Cover Image for The extensive 145-page report by DeepMind on AGI safety may not persuade skeptics.
Wed Apr 02 2025

The extensive 145-page report by DeepMind on AGI safety may not persuade skeptics.

DeepMind released an extensive document outlining its strategy for ensuring the safety of artificial general intelligence. However, some experts are not entirely convinced by the foundations on which it is based.

On Wednesday, Google DeepMind published an extensive paper outlining its security approach regarding Artificial General Intelligence (AGI), defined roughly as an AI capable of performing any task that a human can do. AGI is a controversial topic in the field of artificial intelligence, as some critics believe it is more of an unattainable dream than a possible reality. In contrast, others, including AI labs like Anthropic, warn that its arrival is imminent and could cause catastrophic harm if proper safeguards are not implemented.

The 145-page paper, co-authored by Shane Legg, co-founder of DeepMind, anticipates that AGI could materialize by 2030, potentially leading to what the authors describe as "severe harms." While the document does not provide a clear definition of these harms, it mentions alarming examples such as "existential risks" that could "permanently destroy humanity." The authors state, "We anticipate the development of an Exceptional AGI before the end of this decade," defining such a system as one that achieves at least the 99th percentile of abilities in non-physical tasks, including metacognitive tasks such as learning new skills.
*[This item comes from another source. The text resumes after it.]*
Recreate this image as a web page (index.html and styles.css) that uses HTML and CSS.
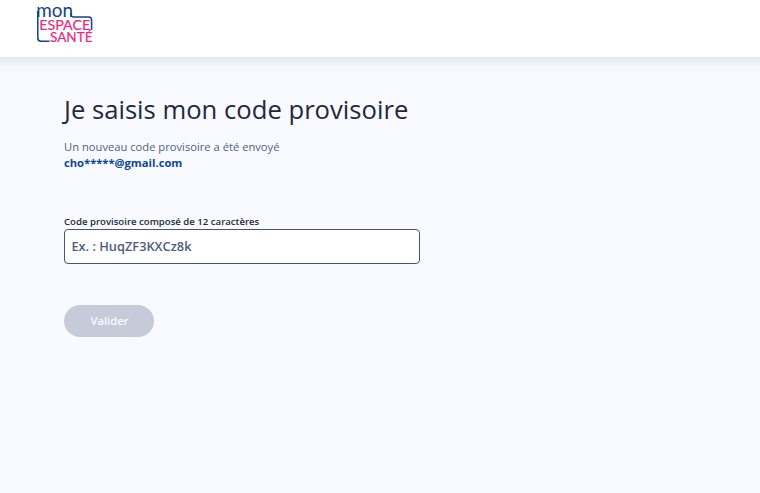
FILE: index.html
```html
<!DOCTYPE html>
<html lang="fr">
<head>
    <meta charset="UTF-8">
    <meta name="viewport" content="width=device-width, initial-scale=1.0">
    <title>Mon espace santé - Code provisoire</title>
    <link rel="stylesheet" href="styles.css">
</head>
<body>
    <header class="header">
        <a href="#" class="logo">
            <svg width="56" height="36" viewBox="0 0 56 36" role="img" aria-label="Mon espace santé">
                <!-- Cadre -->
                <path class="logo-frame" d="M.8 4V31Q.8 34.2 4 34.2H12.5M34.2 6V8Q34.2 10 36.5 10H51.5Q54.6 10 54.6 13V23"/>
                <text class="logo-blue" x="-0.8" y="10.4" textLength="36.8" lengthAdjust="spacingAndGlyphs">mon</text>
                <text class="logo-pink" x="2.2" y="22.6" textLength="51" lengthAdjust="spacingAndGlyphs">ESPACE</text>
                <text class="logo-pink" x="13" y="34.9" textLength="42.6" lengthAdjust="spacingAndGlyphs">SANTÉ</text>
            </svg>
        </a>
    </header>

    <main class="content">
        <h1 class="title">Je saisis mon code provisoire</h1>
        <p class="intro">
            Un nouveau code provisoire a été envoyé<br>
            <strong class="email">cho*****@gmail.com</strong>
        </p>

        <form class="code-form">
            <label class="code-label" for="code">Code provisoire composé de 12 caractères</label>
            <input class="code-input" type="text" id="code" maxlength="12" placeholder="Ex. : HuqZF3KXCz8k">
            <button class="submit-btn" type="submit" disabled>Valider</button>
        </form>
    </main>
</body>
</html>
```

FILE: styles.css
```css
* {
    margin: 0;
    padding: 0;
    box-sizing: border-box;
}

body {
    font-family: 'Open Sans', sans-serif;
    background: #f9faff;
    color: #25283a;
    min-height: 100vh;
}

/* En-tête */
.header {
    height: 57px;
    padding: 7px 37px;
    background: #ffffff;
}

.logo {
    display: block;
    width: 56px;
    height: 36px;
}

.logo svg {
    display: block;
    overflow: visible;
}

.logo-frame {
    fill: none;
    stroke: #12438c;
    stroke-width: 1.5;
}

.logo-blue {
    font-family: 'Lato', sans-serif;
    font-size: 18.5px;
    fill: #12438c;
}

.logo-pink {
    font-family: 'Lato', sans-serif;
    font-size: 12.8px;
    fill: #ea2a80;
    stroke: #ea2a80;
    stroke-width: 0.2;
}

/* Contenu */
.content {
    padding: 35px 0 0 64px;
    background: linear-gradient(#e3e9f4, #f3f6fc 9px, #f9faff 20px);
}

.title {
    font-size: 25.65px;
    font-weight: 400;
    line-height: 36px;
    white-space: nowrap;
}

.intro {
    margin-top: 11px;
    font-size: 11.2px;
    line-height: 16px;
    color: #545f7e;
}

.email {
    font-weight: 700;
    color: #0b4797;
}

.code-form {
    display: flex;
    flex-direction: column;
    align-items: flex-start;
    width: 356px;
    margin-top: 43px;
}

.code-label {
    font-size: 9.6px;
    font-weight: 600;
    line-height: 15px;
}

.code-input {
    width: 100%;
    height: 35px;
    padding: 0 6.4px 2px;
    background: #ffffff;
    border: 1px solid #465573;
    border-radius: 4px;
    font-family: inherit;
    font-size: 12.8px;
    font-weight: 600;
    color: #25283a;
}

.code-input::placeholder {
    color: #4c5d7f;
    opacity: 1;
}

.submit-btn {
    width: 90px;
    height: 32px;
    margin-top: 41px;
    padding: 0 0 1px 1px;
    background: #c5cbd8;
    border: none;
    border-radius: 16px;
    font-family: inherit;
    font-size: 11.2px;
    font-weight: 600;
    color: #f9faff;
}
```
From the outset, the paper compares DeepMind's approach to mitigating AGI risks with that of Anthropic and OpenAI. According to DeepMind, Anthropic places less emphasis on "robust training, monitoring, and safety," while OpenAI is seen as overly optimistic in its approach to the "automation" of AI safety research, known as alignment research. Additionally, the document expresses doubts about the likelihood of a superintelligent AI emerging, meaning an AI that can perform tasks better than any human. Despite recent claims from OpenAI that its focus is shifting from AGI to superintelligence, the authors at DeepMind are unconvinced that, in the absence of "significant architectural innovation," these superintelligent systems will emerge soon.

However, the paper considers it plausible that current paradigms allow for a "recursive improvement of AI": a positive feedback cycle in which AI conducts its own research to create more sophisticated AI systems, which could be extremely dangerous, according to the authors. In general, the document proposes developing techniques aimed at restricting malicious actors' access to a hypothetical AGI, fostering understanding of AI systems' actions, and "hardening" the environments in which AI can operate. It acknowledges that many of these techniques are nascent and present "open research problems," but warns against ignoring the security challenges that may be on the horizon.

The authors state, "The transformative nature of AGI has the potential to generate both incredible benefits and severe harms. Therefore, to develop AGI responsibly, it is critical that frontier AI developers proactively plan to mitigate severe harms." However, some experts criticize the paper's premises. Heidy Khlaaf, a senior AI scientist at the AI Now Institute, argues that the concept of AGI is so unclear that it cannot be rigorously evaluated scientifically. Meanwhile, Matthew Guzdial, an assistant professor at the University of Alberta, doubts that recursive improvement of AI is realistic at present.

Guzdial notes, "Recursive improvement is the basis of arguments about the singularity of intelligence, but we have never seen evidence that it works." Sandra Wachter, a researcher in technology and regulation at Oxford, argues that a more realistic concern lies in the potential for AI to reinforce itself with "inaccurate outputs." According to her, the proliferation of generative AI results on the internet and the gradual replacement of authentic data lead models to learn from their own outputs, which may be rife with misinformation. "Chatbots are primarily used to search for and find the truth. This means we are in a constant risk of receiving incorrect information and believing it because it is presented convincingly," she added.

Despite its thoroughness, the DeepMind paper seems unlikely to resolve the debates about the viability of AGI and the areas of AI safety that require urgent attention.